Since September 2024, Indian equities have experienced a meaningful phase of consolidation. While corporate earnings continued to grow and the economy remained among the fastest-growing major economies globally, market returns moderated as valuations cooled and global investors rotated capital toward AI-linked opportunities in Taiwan and Korea.

One outcome of this shift can be seen in India’s weight within the MSCI Emerging Markets Index.

msci india weight

After reaching a peak of nearly 20% in late 2024, India’s weight has corrected to approximately 12%, bringing it back in line with its long-term average. This decline has not been driven by a deterioration in India’s economic prospects.
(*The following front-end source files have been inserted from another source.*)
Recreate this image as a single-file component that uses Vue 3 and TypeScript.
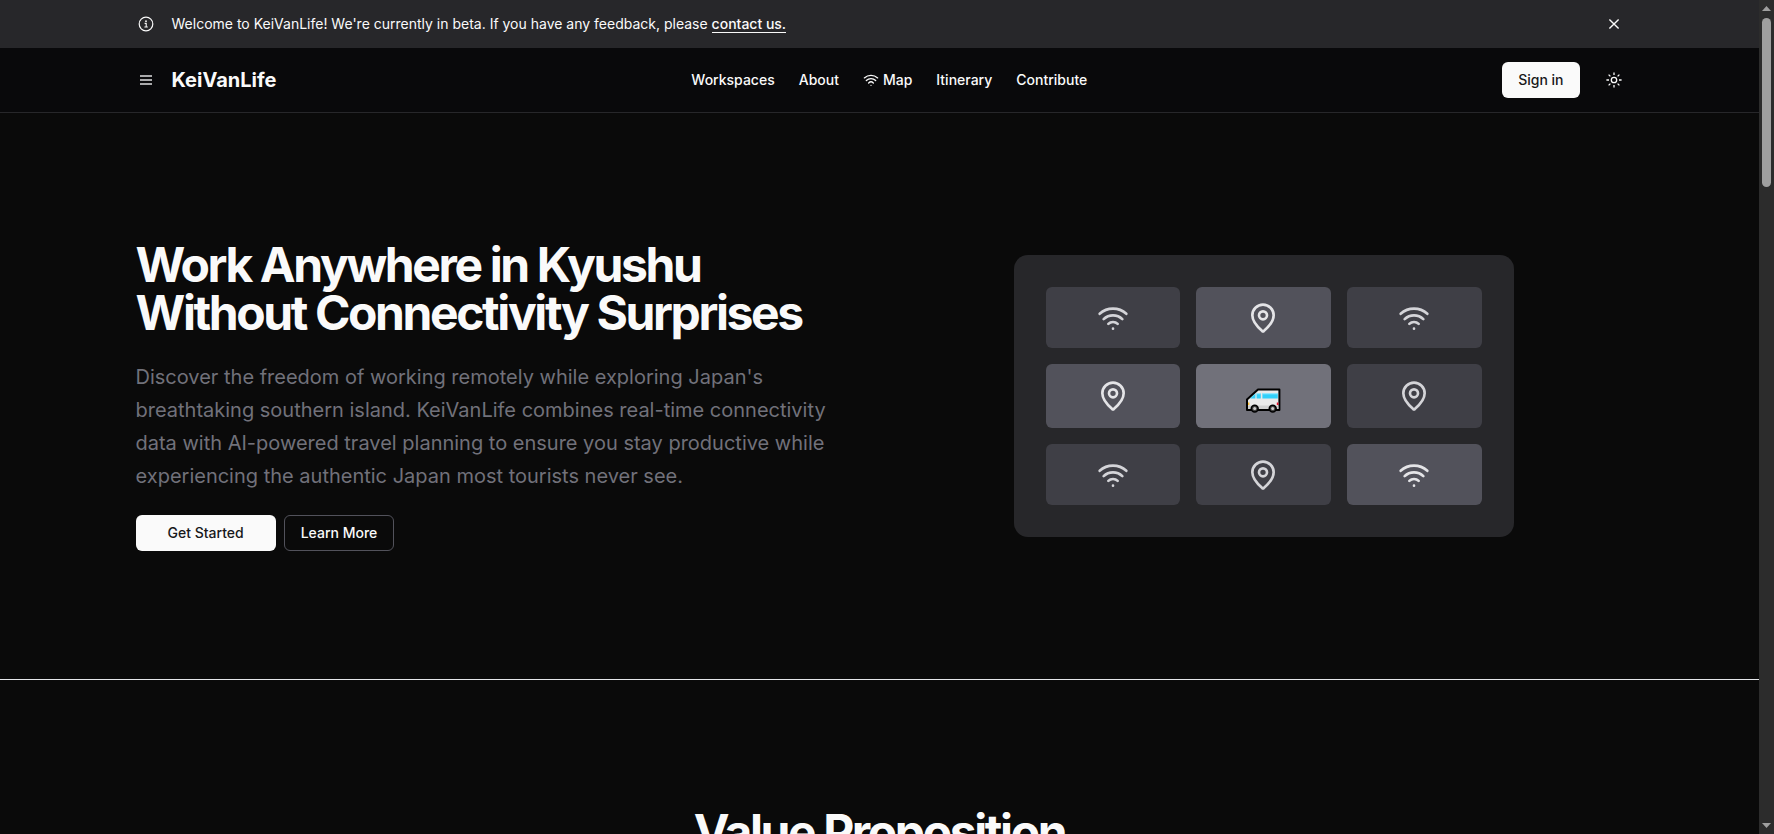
<script setup lang="ts">
type Tile = { icon: 'wifi' | 'pin' | 'van'; tone: 'low' | 'mid' | 'high' }

const links: { label: string; wifi?: boolean }[] = [
  { label: 'Workspaces' },
  { label: 'About' },
  { label: 'Map', wifi: true },
  { label: 'Itinerary' },
  { label: 'Contribute' },
]

const tiles: Tile[] = [
  { icon: 'wifi', tone: 'low' },
  { icon: 'pin', tone: 'mid' },
  { icon: 'wifi', tone: 'low' },
  { icon: 'pin', tone: 'mid' },
  { icon: 'van', tone: 'high' },
  { icon: 'pin', tone: 'low' },
  { icon: 'wifi', tone: 'low' },
  { icon: 'pin', tone: 'low' },
  { icon: 'wifi', tone: 'mid' },
]
</script>

<template>
  <div class="window">
    <div class="page">
      <div class="banner">
        <div class="container bar">
          <div class="lead">
            <span class="slot">
              <svg class="i16" viewBox="0 0 16 16" fill="none" aria-hidden="true">
                <circle cx="8" cy="8" r="6.8" stroke="currentColor" stroke-width="1.2" />
                <circle cx="8" cy="5.2" r="0.9" fill="currentColor" />
                <path d="M6.6 7.4H8.2V11M6.4 11H9.8" stroke="currentColor" stroke-width="1.1" />
              </svg>
            </span>
            <p class="notice">
              Welcome to KeiVanLife! We're currently in beta. If you have any feedback, please
              <a href="#contact">contact us.</a>
            </p>
          </div>
          <button class="slot" type="button" aria-label="Dismiss">
            <svg class="i16" viewBox="0 0 16 16" fill="none" aria-hidden="true">
              <path d="M3.4 3.4L12.6 12.6M12.6 3.4L3.4 12.6" stroke="currentColor" stroke-width="1.4" />
            </svg>
          </button>
        </div>
      </div>

      <header class="header">
        <div class="container bar">
          <div class="lead">
            <button class="slot menu" type="button" aria-label="Open menu">
              <svg class="i16" viewBox="0 0 16 16" aria-hidden="true">
                <path d="M2 4h12M2 8h12M2 12h12" stroke="currentColor" stroke-width="2" />
              </svg>
            </button>
            <a class="brand" href="#home">KeiVanLife</a>
          </div>
          <nav class="nav">
            <a v-for="link in links" :key="link.label" :href="'#' + link.label.toLowerCase()">
              <svg v-if="link.wifi" class="i16 stroke" viewBox="0 0 24 24" aria-hidden="true">
                <path d="M12 20h.01M2 8.82a15 15 0 0 1 20 0M5 12.859a10 10 0 0 1 14 0M8.5 16.429a5 5 0 0 1 7 0" />
              </svg>
              {{ link.label }}
            </a>
          </nav>
          <div class="actions">
            <button class="btn solid" type="button">Sign in</button>
            <button class="slot" type="button" aria-label="Toggle theme">
              <svg class="i16" viewBox="0 0 16 16" fill="none" aria-hidden="true">
                <circle cx="8" cy="8" r="2.7" stroke="currentColor" stroke-width="1.3" />
                <path
                  d="M8 0.4V3M8 13V15.6M0.4 8H3M13 8H15.6M2.6 2.6L4.4 4.4M11.6 11.6L13.4 13.4M13.4 2.6L11.6 4.4M4.4 11.6L2.6 13.4"
                  stroke="currentColor"
                  stroke-width="1.3"
                />
              </svg>
            </button>
          </div>
        </div>
      </header>

      <main>
        <section class="hero">
          <div class="container split">
            <div class="copy">
              <h1>Work Anywhere in Kyushu<br />Without Connectivity Surprises</h1>
              <p class="intro">
                Discover the freedom of working remotely while exploring Japan's<br />
                breathtaking southern island. KeiVanLife combines real-time connectivity<br />
                data with AI-powered travel planning to ensure you stay productive while<br />
                experiencing the authentic Japan most tourists never see.
              </p>
              <div class="buttons">
                <button class="btn solid wide" type="button">Get Started</button>
                <button class="btn outline" type="button">Learn More</button>
              </div>
            </div>
            <div class="card">
              <div v-for="(tile, i) in tiles" :key="i" class="tile" :class="[tile.tone, { tall: i > 2 && i < 6 }]">
                <svg v-if="tile.icon === 'wifi'" class="i32 stroke" viewBox="0 0 24 24" aria-hidden="true">
                  <path d="M12 20h.01M2 8.82a15 15 0 0 1 20 0M5 12.859a10 10 0 0 1 14 0M8.5 16.429a5 5 0 0 1 7 0" />
                </svg>
                <svg v-else-if="tile.icon === 'pin'" class="i32 stroke" viewBox="0 0 24 24" aria-hidden="true">
                  <path d="M20 10c0 4.993-5.539 10.193-7.399 11.799a1 1 0 0 1-1.202 0C9.539 20.193 4 14.993 4 10a8 8 0 0 1 16 0" />
                  <circle cx="12" cy="10" r="3" />
                </svg>
                <svg v-else class="van" viewBox="0 0 36 36" role="img" aria-label="Van">
                  <path d="M2 32V21.5L13 11.6H34.4V32Z" fill="#e9e9e9" stroke="#000" stroke-width="2" stroke-linejoin="round" />
                  <path d="M3 27.5H33.4V31H3Z" fill="#d0d0d0" />
                  <path d="M5 20.6L10.4 15.6V20.6Z" fill="#32d0fa" />
                  <path d="M11.6 15.2H15.8V20.6H11.6ZM17.4 15.2H32.8V20.6H17.4Z" fill="#32d0fa" />
                  <path d="M11.6 15.2H15.8V16.2H11.6ZM17.4 15.2H32.8V16.2H17.4Z" fill="#a5ecff" />
                  <path d="M3 24.5H4.4V27H3Z" fill="#ffbf2e" />
                  <path d="M31.8 24.5H33.4V27H31.8Z" fill="#e8112d" />
                  <circle cx="9.7" cy="30.6" r="3.4" fill="#444" stroke="#000" stroke-width="1.6" />
                  <circle cx="9.7" cy="30.6" r="1.5" fill="#ccc" />
                  <circle cx="27.7" cy="30.6" r="3.4" fill="#444" stroke="#000" stroke-width="1.6" />
                  <circle cx="27.7" cy="30.6" r="1.5" fill="#ccc" />
                </svg>
              </div>
            </div>
          </div>
        </section>
        <section class="values">
          <h2>Value Proposition</h2>
        </section>
      </main>
    </div>

    <div class="track" aria-hidden="true">
      <svg class="arrow" viewBox="0 0 9 5"><path d="M4.5 0L9 5H0Z" /></svg>
      <div class="thumb"></div>
      <svg class="arrow down" viewBox="0 0 9 5"><path d="M0 0H9L4.5 5Z" /></svg>
    </div>
  </div>
</template>

<style>
html,
body {
  margin: 0;
  background: #0a0a0a;
}
</style>

<style scoped>
* {
  box-sizing: border-box;
}
.window {
  display: flex;
  height: 100vh;
  overflow: hidden;
  color: #fafafa;
  font-family: Inter, 'Liberation Sans', sans-serif;
  font-size: 14px;
  line-height: 20px;
}
.page {
  flex: 1;
  min-width: 0;
  overflow: hidden;
}
h1,
h2,
p {
  margin: 0;
}
a {
  color: inherit;
  text-decoration: none;
}
button {
  border: 0;
  padding: 0;
  background: none;
  color: inherit;
  font: inherit;
  cursor: pointer;
}
svg {
  display: block;
  flex: none;
}
.container {
  width: 100%;
  max-width: 1536px;
  margin: 0 auto;
  padding: 0 24px;
}
.bar {
  display: flex;
  align-items: center;
  justify-content: space-between;
}
.banner {
  background: #27272a;
}
.banner .bar {
  height: 48px;
}
.lead {
  display: flex;
  align-items: center;
  gap: 16px;
}
.slot {
  display: flex;
  align-items: center;
  justify-content: center;
  width: 20px;
  height: 20px;
}
.i16 {
  width: 16px;
  height: 16px;
}
.i32 {
  width: 32px;
  height: 32px;
}
.stroke {
  fill: none;
  stroke: currentColor;
  stroke-width: 2;
  stroke-linecap: round;
  stroke-linejoin: round;
}
.notice a {
  font-weight: 500;
  border-bottom: 1px solid #fafafa;
}
.header {
  background: #09090b;
  border-bottom: 1px solid #27272a;
}
.header .bar {
  height: 64px;
}
.menu {
  color: #a9a9ab;
}
.brand {
  font-size: 20px;
  line-height: 28px;
  font-weight: 700;
}
.nav {
  display: flex;
  gap: 24px;
  font-weight: 500;
}
.nav a {
  display: flex;
  align-items: center;
  gap: 4px;
}
.actions {
  display: flex;
  align-items: center;
  gap: 24px;
}
.btn {
  height: 36px;
  padding: 0 16px;
  border-radius: 6px;
  font-weight: 500;
}
.solid {
  background: #fafafa;
  color: #18181b;
}
.wide {
  padding: 0 32px;
}
.outline {
  border: 1px solid #52525b;
}
.hero {
  padding: 128px 0;
  border-bottom: 1px solid #e5e7eb;
}
.split {
  display: grid;
  grid-template-columns: minmax(0, 1fr) minmax(0, 1fr);
  gap: 48px;
  align-items: center;
}
.copy {
  white-space: nowrap;
}
h1,
h2 {
  font-size: 48px;
  line-height: 48px;
  font-weight: 700;
  letter-spacing: -0.05em;
}
.intro {
  margin: 24px 0 22px;
  color: #71717a;
  font-size: 20px;
  line-height: 33px;
}
.buttons {
  display: flex;
  gap: 8px;
}
.card {
  display: grid;
  grid-template-columns: repeat(3, 1fr);
  gap: 16px;
  width: 100%;
  max-width: 500px;
  margin: 0 auto;
  padding: 32px;
  border-radius: 14px;
  background: #27272a;
}
.tile {
  display: flex;
  align-items: center;
  justify-content: center;
  height: 61px;
  border-radius: 6px;
}
.tall {
  height: 64px;
}
.low {
  background: #3f3f46;
  color: #d4d4d8;
}
.mid {
  background: #52525b;
  color: #e4e4e7;
}
.high {
  background: #71717a;
}
.van {
  width: 36px;
  height: 36px;
}
.values {
  padding: 128px 0;
  text-align: center;
}
.track {
  display: flex;
  flex-direction: column;
  align-items: center;
  width: 15px;
  padding: 6px 0;
  background: #2c2c2c;
}
.arrow {
  width: 9px;
  height: 5px;
  fill: #9f9f9f;
}
.down {
  margin-top: auto;
}
.thumb {
  width: 9px;
  height: 169px;
  margin-top: 7px;
  border-radius: 5px;
  background: #9f9f9f;
}
</style>
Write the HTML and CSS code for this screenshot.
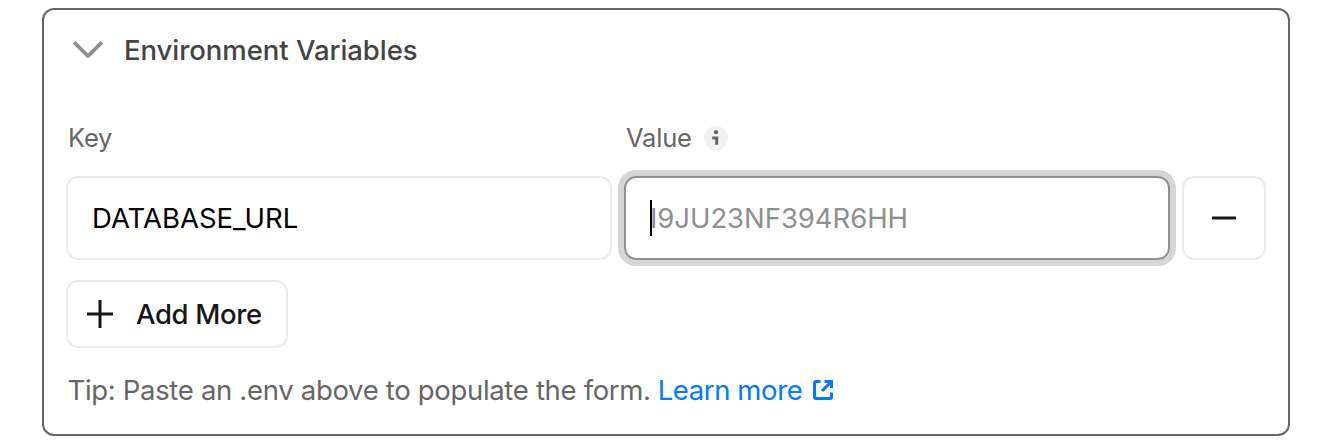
FILE: index.html
```html
<!DOCTYPE html>
<html lang="en">
<head>
<meta charset="utf-8">
<title>Environment Variables</title>
<link rel="stylesheet" href="styles.css">
</head>
<body>
<section class="card">
  <header class="card-header">
    <svg class="chevron" width="32" height="20" viewBox="0 0 32 20"><path d="M2.2 2.4 14.9 15.1Q16 16.2 17.1 15.1L29.8 2.4"/></svg>
    <h2 class="title">Environment Variables</h2>
  </header>
  <div class="grid labels">
    <span class="label"><span class="label-key">Key</span></span>
    <span class="label"><span class="label-value">Value</span>
      <svg class="info" width="24" height="24" viewBox="0 0 24 24"><circle class="info-bg" cx="12" cy="12" r="12"/><circle class="info-dot" cx="12" cy="6.1" r="2.2"/><path d="M8.2 12h4.5v6.7"/></svg>
    </span>
  </div>
  <div class="grid fields">
    <div class="field"><span class="field-text">DATABASE_URL</span></div>
    <div class="field field-focus"><span class="caret"></span><span class="placeholder">I9JU23NF394R6HH</span></div>
    <button class="remove" aria-label="Remove"><svg width="24" height="4" viewBox="0 0 24 4"><path d="M0 2h24"/></svg></button>
  </div>
  <button class="add"><svg width="26" height="28" viewBox="0 0 26 28"><path d="M13 0v28M0 14h26"/></svg><span class="add-text">Add More</span></button>
  <p class="tip"><span class="tip-text">Tip: Paste an .env above to populate the form.</span><a class="link"><span class="link-text">Learn more</span><svg class="external" width="20" height="20" viewBox="0 0 20 20"><path d="M7.5 1.5H3A1.5 1.5 0 0 0 1.5 3v14A1.5 1.5 0 0 0 3 18.5h14a1.5 1.5 0 0 0 1.5-1.5v-4.5M11.5 1.5h7v6.5M18.5 1.5 9 11"/></svg></a></p>
</section>
</body>
</html>
```
FILE: styles.css
```css
* { box-sizing: border-box; }
body { margin: 0; height: 448px; padding: 8px 36px 12px 42px; background: #fff; font-family: Inter, "Liberation Sans", sans-serif; font-size: 27.5px; color: #666; overflow: hidden; }
svg { display: block; flex: none; fill: none; }
button { font: inherit; background: #fff; padding: 0; }
span { white-space: nowrap; }
.card { height: 428px; border: 2px solid #666; border-radius: 12px; padding: 0 22px; }
.card-header { display: flex; align-items: center; height: 80px; padding-left: 6px; gap: 20px; }
.chevron { stroke: #8f8f8f; stroke-width: 3.8; stroke-linejoin: round; }
.title { margin: 0; font-size: 27.5px; font-weight: 500; color: #444; letter-spacing: -0.05px; }
.grid { display: grid; grid-template-columns: 546px 546px 84px; gap: 12px; }
.labels { height: 86px; padding-top: 30px; font-size: 25.5px; line-height: 36px; letter-spacing: -0.2px; }
.label { display: flex; align-items: center; height: 36px; padding-left: 2px; gap: 12px; }
.info-bg { fill: #f2f2f2; }
.info-dot { fill: #666; }
.info { stroke: none; }
.info path { stroke: #666; stroke-width: 3; }
.field, .remove { height: 84px; border: 2px solid #ebebeb; border-radius: 12px; display: flex; align-items: center; }
.field { padding-left: 24px; color: #000; }
.field-focus { border-color: #8f8f8f; box-shadow: 0 0 0 6px #d6d6d6; }
.caret { width: 2px; height: 36px; margin-right: -2px; background: #000; }
.placeholder { color: #8f8f8f; letter-spacing: -0.05px; }
.remove { justify-content: center; stroke: #171717; stroke-width: 3; }
.add { display: flex; align-items: center; width: 222px; height: 68px; margin-top: 20px; padding-left: 19px; gap: 23px; border: 2px solid #ebebeb; border-radius: 12px; color: #171717; font-weight: 500; letter-spacing: -0.35px; }
.add svg { stroke: #171717; stroke-width: 3; }
.tip { display: flex; align-items: center; margin: 24px 0 0; padding-left: 1.5px; height: 36px; gap: 7px; letter-spacing: -0.32px; }
.link { display: flex; align-items: center; gap: 10.5px; color: #007aff; letter-spacing: -0.4px; }
.external { stroke: #007aff; stroke-width: 3; }
```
Rather, it reflects a combination of market correction, relative underperformance and the extraordinary rerating of technology-heavy markets that became beneficiaries of the global AI theme.

The broader picture is worth noting:

  • India’s MSCI EM weight is now close to its historical average after spending nearly three years above trend.
  • China and India, which together accounted for more than 60% of the EM basket at their peaks, have both seen meaningful reductions in weight.
  • Taiwan and Korea have emerged as the principal beneficiaries of global AI-driven capital flows, taking their combined weight to record levels.
  • Investor positioning towards India appears significantly less crowded today than it was 12–18 months ago.

Historically, periods of extreme positioning within emerging markets have rarely been permanent. Capital tends to chase near-term winners, but over time, allocations often gravitate back toward economies with durable growth, healthy corporate profitability and strong domestic demand.

India continues to exhibit many of these characteristics. Economic growth remains healthy, corporate balance sheets are stronger than in previous cycles, credit growth remains supportive and the country’s structural drivers remain firmly in place. Today, India’s weight in the MSCI Emerging Markets Index has already corrected from nearly 20% to its long-term average of around 12%, even as the broader economic backdrop remains intact. With investor positioning normalised and expectations significantly lower than they were a year ago, the ingredients for mean reversion are increasingly falling into place.

 If history is any guide, FY2027 could witness a reversal of the trends that have dominated the past eighteen months, with capital gradually rediscovering markets where fundamentals remain stronger than prevailing sentiment. India appears well positioned in that context.